Besides RRSPs, Canadians also have tax-free savings accounts and registered education savings plans – where money can be saved and/or tax amounts reduced.
But saving seems to be a difficult task. Also, many people have limited financial education or they don’t have a competent financial adviser they can trust.
In Alberta, and especially in Calgary, although saving money is the wisest approach to personal finance, it is simply a tough endeavour. Thousands have lost jobs from the downturn that began in late 2014.
“Every year the debt numbers continue to become more scary and they also continue to showcase that Canadians are spending more than they have. So if you’re servicing debt of course your RRSPs are going to be de-prioritized,” says Scorgie.
“If we’re talking to somebody who’s never saved an RRSP before you do need to start very small. I am a huge believer that even $5 is usually achievable for most adult Canadians.”
The easiest thing for Calgarians and Albertans to do is to take advantage of an employer-matched RRSP program. This can provide a safe and easy way for contributions to build into future savings.
“The benefit of signing up (to an employer program) is it comes directly off your paycheque before it hits your bank account and we all know once the money hits the bank account it tends to disappear. We’re big, big believers in trying to get that money into the RRSP before it hits the dark vortex of your bank account and disappears forever,” adds Scorgie.

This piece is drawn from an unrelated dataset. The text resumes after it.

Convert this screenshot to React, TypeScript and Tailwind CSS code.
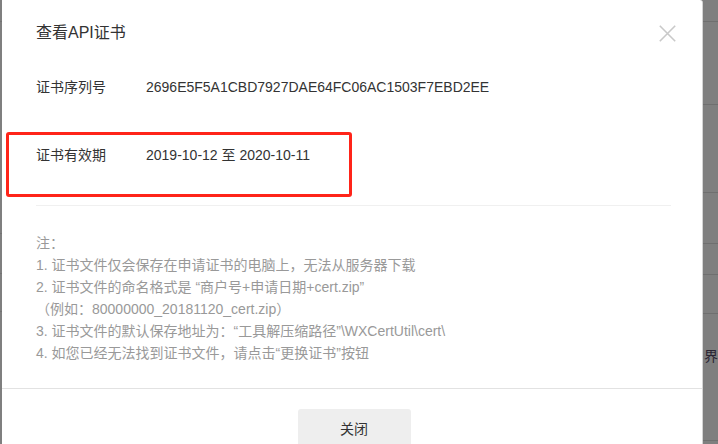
import React from "react";

const font = { fontFamily: '"Liberation Sans", Arial, "Noto Sans CJK SC", sans-serif' };

const notes = [
  "注：",
  "1. 证书文件仅会保存在申请证书的电脑上，无法从服务器下载",
  "2. 证书文件的命名格式是 “商户号+申请日期+cert.zip”",
  "（例如：80000000_20181120_cert.zip）",
  "3. 证书文件的默认保存地址为：“工具解压缩路径”\\WXCertUtil\\cert\\",
  "4. 如您已经无法找到证书文件，请点击“更换证书”按钮",
];

// 右侧遮罩下露出的表格行
const stripRows = [22, 83, 88, 51, 31, 39, 127];

export default function App() {
  return (
    <div className="flex h-[444px] w-[718px] overflow-hidden bg-[#7f7f7f]" style={font}>
      {/* 左侧遮罩 */}
      <div className="flex w-[2px] shrink-0 flex-col">
        <div className="h-[22px] border-b border-[#737373]" />
        <div className="h-[212px] border-b border-[#737373]" />
        <div className="h-[40px] border-b border-[#737373]" />
        <div className="h-[38px] border-b border-[#737373]" />
      </div>

      {/* 弹窗 */}
      <div className="flex w-[701px] shrink-0 flex-col overflow-hidden rounded-tr-[3px] border-r border-[#d4d4d4] bg-white">
        <div className="flex h-[66px] shrink-0 items-center justify-between pl-[34px] pr-[26px]">
          <span className="text-[16px] text-[#333]">查看API证书</span>
          <svg width="17" height="17" viewBox="0 0 17 17" className="mt-[1px]">
            <path d="M0.8 0.8 L16.2 16.2 M16.2 0.8 L0.8 16.2" stroke="#c9c9c9" strokeWidth="1.6" fill="none" />
          </svg>
        </div>

        <div className="flex shrink-0 flex-col pl-[34px] text-[14px] leading-[22px] text-[#333]">
          <div className="mt-[10px] flex">
            <span className="w-[110px] shrink-0">证书序列号</span>
            <span>2696E5F5A1CBD7927DAE64FC06AC1503F7EBD2EE</span>
          </div>

          <div className="relative mt-[46px] flex">
            <span className="w-[110px] shrink-0">证书有效期</span>
            <span>2019-10-12 至 2020-10-11</span>
            {/* 红色标注框 */}
            <div className="absolute left-[-30px] top-[-12px] h-[65px] w-[346px] rounded-[3px] border-[3px] border-[#ff2419]" />
          </div>

          <div className="mr-[31px] mt-[39px] border-b border-[#f0f0f0]" />

          <div className="mt-[26px] flex flex-col text-[#999]">
            {notes.map((n) => (
              <span key={n} className="whitespace-nowrap">
                {n}
              </span>
            ))}
          </div>
        </div>

        <div className="mt-[24px] flex shrink-0 justify-center border-t border-[#e2e2e2] pt-[20px]">
          <div className="ml-[4px] flex h-[40px] w-[113px] items-center justify-center rounded-[3px] bg-[#eeeeee] text-[14px] text-[#333]">
            关闭
          </div>
        </div>
      </div>

      {/* 右侧遮罩 */}
      <div className="flex flex-1 flex-col">
        {stripRows.map((h, i) => (
          <div
            key={i}
            className="relative shrink-0 border-b border-[#6f6f6f]"
            style={{ height: h }}
          >
            {i === 6 && (
              <span className="absolute left-[1px] top-[31px] text-[14px] leading-[22px] text-[#2a2433]">
                界
              </span>
            )}
          </div>
        ))}
      </div>
    </div>
  );
}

It’s interesting, though, that even during the tough economic times Albertans and Calgarians are contributing more to RRSPs than Canadians in other parts of the country. According to Statistics Canada, 22.9 per cent of Canadian tax filers contribute to RRSPs with the median contribution at $3,000.
So why are Albertans and Calgarians contributing to RRSPs and stashing away more money when the province just went through two brutal recession years?
A key is that Calgarians, who are still working, are making more money than the national average. Also they are spending less on housing costs than people in Toronto or Vancouver.
Brian Betz, a debt counsellor for Money Mentors in Calgary, has seen it all in his years of helping people out of tough financial situations and educating them about the nuances of how to take care of their money.
His personal opinion is that not enough people use tax savings plans. But he also understands why they don’t.
“Statistics are saying that basically 50 per cent of employed people these days are living paycheque to paycheque. So it’s very difficult to scrape out some money to put aside,” says Betz.
“Also we have over the last 25 years gone from the middle of the pack to being number one worldwide in terms of indebtedness versus household income. We are extremely indebted.”
He doesn’t believe the percentage of RRSP contributors will ever get any higher because of the financial state of households.
Have people looked at the amount they would need at retirement age without retirement savings? Canada Pension Plan (CPP) and old age security (OAS) is really not a lot.
“They don’t want to change their lifestyle which seems rather silly to me because if you don’t want to change it now just wait until you turn 65 or whenever you retire and start to live off just your CPP and OAS and see what kind of lifestyle changes you have to make at that point in time,” says Betz.
“Or you just don’t stop working. That’s reality for a lot of people as well.”
Almost all financial advisers say people should pay themselves first. Meaning they should have a consistent plan where they put some money aside whenever they make money. Even a small amount goes a long way.
It really does come down to a financial literacy issue. It has been well documented in recent years how little Canadians understand personal finances. Whether it’s an RRSP, an RESP or a TFSA, many don’t know how they operate and the pros and cons of each. Because of that financial illiteracy, they are missing out on opportunities to save money for their future retirement, their children’s education or for other things they might want to spend their money on. And they’re also missing out on opportunities to decrease the taxes they pay to government.
Dylan Hughes, tax partner in the private enterprise group with MNP in Calgary, says what people need to keep in mind is that for most of them the RRSP is an effective tool to save for retirement while mitigating annual income tax.
“My general tip and advice that I’ve always lived by is to make savings a regular habit,” he says. “In other words, pay yourself first…. Put priority in saving and paying yourself first and that’s a much, much easier way of getting started than trying to put down some kind of lump sum; even if it’s something to the effect of five per cent of your income to start with on a monthly basis. You’ve got to work that into your budget and it’s going to pay dividends when the year-end comes around and you end up getting a larger tax refund than you would have otherwise expected anyway.”